The U.S. Securities and Exchange Commission (SEC) has trained its sights on “AI washing:” when companies lie about using artificial intelligence.
Last week, SEC Chair Gary Gensler posted a video to X warning that investment advisors might falsely claim to use AI models to get their clients a better return, and that public companies might falsely tout their AI technology to boost stock prices.
Daren Firestone is a lawyer who helps whistleblowers earn rewards for exposing fraud. He is a partner at Levy Firestone Muse and created cryptowhistleblower.com.
“Well, here at the SEC,” Gensler warned, “we want to make sure that these folks are telling the truth.”
The same day, the SEC announced it had settled charges with two investment advisors: Delphia and Global Predictions. The SEC’s order sanctioned the “robo advisor business” Delphia, which held $187 million in assets under management, for allegedly making claims it used “machine learning to analyze the collective data shared by its members to make intelligent investment decisions.”

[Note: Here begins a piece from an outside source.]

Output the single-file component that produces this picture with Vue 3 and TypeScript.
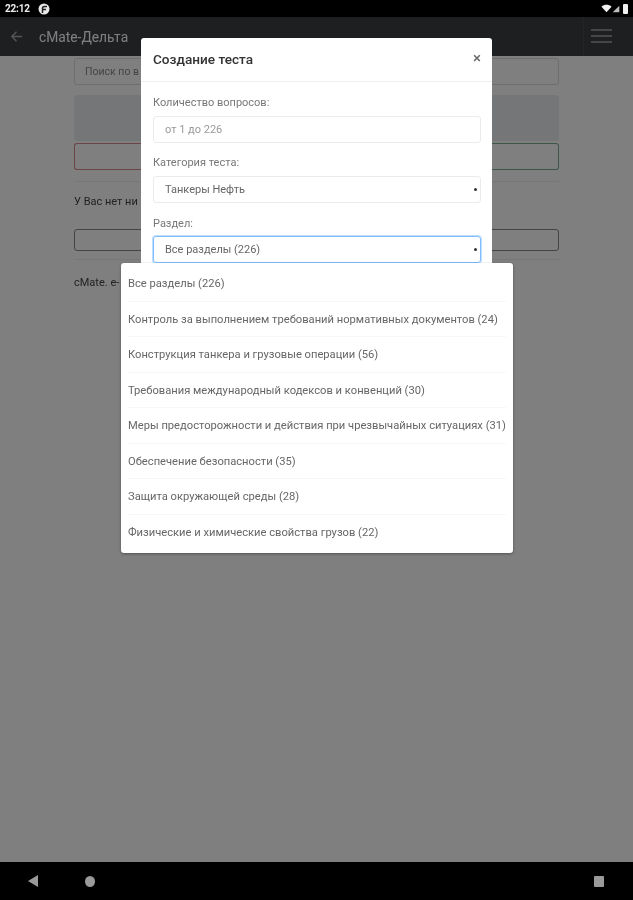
<script setup lang="ts">
const sections = [
  'Все разделы (226)',
  'Контроль за выполнением требований нормативных документов (24)',
  'Конструкция танкера и грузовые операции (56)',
  'Требования международный кодексов и конвенций (30)',
  'Меры предосторожности и действия при чрезвычайных ситуациях (31)',
  'Обеспечение безопасности (35)',
  'Защита окружающей среды (28)',
  'Физические и химические свойства грузов (22)',
]
</script>

<template>
  <div class="screen">
    <!-- Status bar -->
    <div class="status">
      <span class="status-time">22:12</span>
      <svg class="status-app" viewBox="0 0 12 12">
        <circle cx="6" cy="6" r="5.500" fill="#e8e8e8" />
        <path d="M4.500 10V5.500Q4.500 3.500 6.500 3.500H9M4.500 6.500H8" stroke="#222" stroke-width="1.5" fill="none" />
      </svg>
      <span class="status-fill" />
      <svg class="status-icon" viewBox="0 0 24 18" fill="#f2f2f2">
        <path d="M12 17 1 5c6-5.500 16-5.500 22 0z" />
      </svg>
      <svg class="status-signal" viewBox="0 0 12 12" fill="#bdbdbd">
        <path d="M11 1v10H1z" />
      </svg>
      <span class="status-battery" />
    </div>

    <!-- App bar -->
    <header class="appbar">
      <svg class="appbar-back" viewBox="0 0 14 14" fill="none" stroke="#a8abad" stroke-width="1.5">
        <path d="M13 7H2M7 2 2 7l5 5" />
      </svg>
      <span class="appbar-title">cMate-Дельта</span>
      <span class="appbar-fill" />
      <button class="appbar-menu" aria-label="Меню">
        <span /><span /><span />
      </button>
    </header>

    <!-- Page behind the overlay -->
    <main class="page">
      <input class="page-search" placeholder="Поиск по в" />
      <div class="page-banner" />
      <div class="page-buttons">
        <div class="page-btn page-btn--red" />
        <div class="page-btn page-btn--green" />
      </div>
      <hr class="page-rule" />
      <p class="page-text page-text--first">У Вас нет ни</p>
      <div class="page-box" />
      <hr class="page-rule page-rule--second" />
      <p class="page-text page-text--last">cMate. e-</p>
    </main>

    <!-- Bottom navigation -->
    <footer class="navbar">
      <svg class="nav-back" viewBox="0 0 10 12" fill="#9a9a9a"><path d="M10 0v12L0 6z" /></svg>
      <span class="nav-home" />
      <span class="navbar-fill" />
      <span class="nav-recent" />
    </footer>

    <div class="overlay" />

    <!-- Create-test dialog -->
    <section class="dialog">
      <div class="dialog-head">
        <span class="dialog-title">Создание теста</span>
        <span class="dialog-close">×</span>
      </div>
      <div class="dialog-body">
        <label class="field-label">Количество вопросов:</label>
        <div class="field field--input">от 1 до 226</div>
        <label class="field-label">Категория теста:</label>
        <div class="field">Танкеры Нефть<i class="field-arrow" /></div>
        <label class="field-label field-label--last">Раздел:</label>
        <div class="field field--focus">Все разделы (226)<i class="field-arrow" /></div>
      </div>
    </section>

    <!-- Opened select -->
    <ul class="menu">
      <li v-for="item in sections" :key="item" class="menu-item">{{ item }}</li>
    </ul>
  </div>
</template>

<style scoped>
.screen {
  position: relative;
  display: flex;
  flex-direction: column;
  width: 633px;
  height: 900px;
  overflow: hidden;
  background: #fff;
  font-family: Roboto, "Liberation Sans", sans-serif;
  filter: blur(0.6px);
}
.status {
  display: flex;
  align-items: center;
  height: 17px;
  padding: 0 5px;
  background: #000;
  color: #ececec;
  z-index: 3;
}
.status-time {
  font-size: 10px;
  font-weight: 700;
  letter-spacing: -0.2px;
}
.status-app {
  width: 12px;
  height: 12px;
  margin-left: 8px;
}
.status-fill,
.appbar-fill,
.navbar-fill {
  flex: 1;
}
.status-icon {
  width: 11px;
  height: 9px;
}
.status-signal {
  width: 8px;
  height: 8px;
}
.status-battery {
  width: 5px;
  height: 10px;
  margin-left: 3px;
  border-radius: 1px;
  background: #f0f0f0;
}
.appbar {
  display: flex;
  align-items: center;
  height: 39px;
  padding: 0 0 0 10px;
  background: #3a3e42;
}
.appbar-back {
  width: 13px;
  height: 13px;
}
.appbar-title {
  margin-left: 16px;
  color: #fff;
  font-size: 13.8px;
}
.appbar-menu {
  display: flex;
  flex-direction: column;
  gap: 4px;
  box-sizing: border-box;
  width: 36px;
  height: 39px;
  margin-right: 14px;
  padding: 12px 7px 0;
  border: 0;
  border-left: 1px solid #44484c;
  background: none;
}
.appbar-menu span {
  display: block;
  height: 2px;
  background: #8a8c8e;
}
.page {
  flex: 1;
  display: flex;
  flex-direction: column;
  padding: 2px 74px 0;
}
.page-search {
  flex: none;
  box-sizing: border-box;
  height: 27px;
  padding: 0 10px;
  border: 1px solid #ddd;
  border-radius: 3px;
  font: 10.5px Roboto, sans-serif;
  color: #666;
}
.page-search::placeholder {
  color: #888;
}
.page-banner {
  height: 46px;
  margin-top: 10px;
  border-radius: 3px;
  background: #e9ecef;
}
.page-buttons {
  display: flex;
  height: 27px;
  margin-top: 2px;
}
.page-btn {
  flex: 1;
  border: 1px solid;
}
.page-btn--red {
  border-color: #d88a92;
  border-right: 0;
  border-radius: 3px 0 0 3px;
}
.page-btn--green {
  border-color: #78ad90;
  border-left: 0;
  border-radius: 0 3px 3px 0;
}
.page-rule {
  width: 100%;
  margin: 11px 0 0;
  border: 0;
  border-top: 1px solid #eee;
}
.page-rule--second {
  margin-top: 8px;
}
.page-text {
  margin: 0;
  font-size: 11px;
  line-height: 14px;
  color: #444;
}
.page-text--first {
  margin-top: 13px;
}
.page-text--last {
  margin-top: 16px;
}
.page-box {
  height: 22px;
  margin-top: 20px;
  border: 1px solid #888;
  border-radius: 3px;
  box-sizing: border-box;
}
.navbar {
  display: flex;
  align-items: center;
  height: 38px;
  padding: 0 29px 0 28px;
  background: #000;
  z-index: 3;
}
.nav-back {
  width: 10px;
  height: 12px;
}
.nav-home {
  width: 10px;
  height: 11px;
  margin-left: 47px;
  border-radius: 50%;
  background: #9a9a9a;
}
.nav-recent {
  width: 10px;
  height: 11px;
  border-radius: 1px;
  background: #9a9a9a;
}
.overlay {
  position: absolute;
  inset: 17px 0 38px;
  background: rgba(0, 0, 0, 0.5);
}
.dialog {
  position: absolute;
  top: 38px;
  left: 141px;
  width: 351px;
  height: 262px;
  border-radius: 3px;
  background: #fff;
}
.dialog-head {
  display: flex;
  align-items: center;
  justify-content: space-between;
  box-sizing: border-box;
  height: 44px;
  padding: 0 11px 2px 12px;
  border-bottom: 1px solid #eee;
}
.dialog-title {
  font-size: 13.6px;
  font-weight: 500;
  color: #333;
}
.dialog-close {
  font-size: 15px;
  font-weight: 500;
  color: #666;
  line-height: 1;
}
.dialog-body {
  display: flex;
  flex-direction: column;
  padding: 14px 11px 0 12px;
}
.field-label {
  height: 20px;
  font-size: 11px;
  line-height: 14px;
  color: #777;
}
.field-label--last {
  padding-top: 1px;
  height: 19px;
}
.field {
  position: relative;
  box-sizing: border-box;
  height: 27px;
  margin-bottom: 13px;
  padding-left: 11px;
  border: 1px solid #e9ebed;
  border-radius: 3px;
  font-size: 11px;
  line-height: 25px;
  color: #666;
}
.field--input {
  color: #999;
}
.field--focus {
  border-color: #80bdff;
  box-shadow: 0 0 0 1px rgba(128, 189, 255, 0.5);
}
.field-arrow {
  position: absolute;
  top: 11px;
  right: 3px;
  width: 3px;
  height: 3px;
  border-radius: 50%;
  background: #333;
}
.menu {
  position: absolute;
  top: 263px;
  left: 121px;
  width: 392px;
  margin: 0;
  padding: 3px 0 3px;
  list-style: none;
  border-radius: 3px;
  background: #fff;
  box-shadow: 0 1px 3px rgba(0, 0, 0, 0.35);
}
.menu-item {
  height: 35.5px;
  margin: 0 7px;
  box-sizing: border-box;
  border-bottom: 1px solid #f7f7f7;
  font-size: 11.18px;
  line-height: 35px;
  white-space: nowrap;
  color: #666;
}
.menu-item:last-child {
  border-bottom: 0;
}
</style>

That wasn’t true when Delphia first made those claims in a December 2019 press release, and it wouldn’t become true as it continued to make similar claims well into 2023, according to the SEC.
The second company settling with the SEC, Global Predictions, claimed to use “[e]xpert AI driven forecasts,” when, according to the agency’s blunt assessment, “in fact it did not.” Asked by the SEC to substantiate its claim to be the “first regulated AI financial advisor,” Global Predictions “could not produce documents” to do so.
Collectively, the two companies paid fines totaling $400,000, not a lot by SEC standards, but this is a shot across the bow, a warning that the SEC won’t tolerate AI washing.
The SEC is right to be aggressive. As of Jan. 18, there were 353,928 .ai domain names registered. How many of those 353,928 domains belong to a company that actually uses AI?
Admittedly, AI is a broad category. IBM, for example, defines AI as “technology that enables computers and machines to simulate human intelligence and problem-solving capabilities.” When, as one commentator has asked, “does something go from being a Fax machine to being Samantha from Her or HAL from 2001: A Space Odyssey? Where do we draw the line?”
The SEC will aim to avoid such esoterica by targeting lies that it can prove in court. Another example: in February, the SEC filed a complaint against Brian Sewell and his company Rockwell Capital Management LLC. Sewell allegedly raised $1.2 million for a fund to invest in cryptocurrency trading that he claimed would employ “machine algorithms,” “artificial intelligence” and a “machine learning model.”
“In reality,” the SEC alleged, “Sewell and the Fund had none of these things.”
AI is the next big thing. Investors know that. So do fraudsters seeking to take advantage of investor enthusiasm. The SEC is right to send a warning to those fraudsters.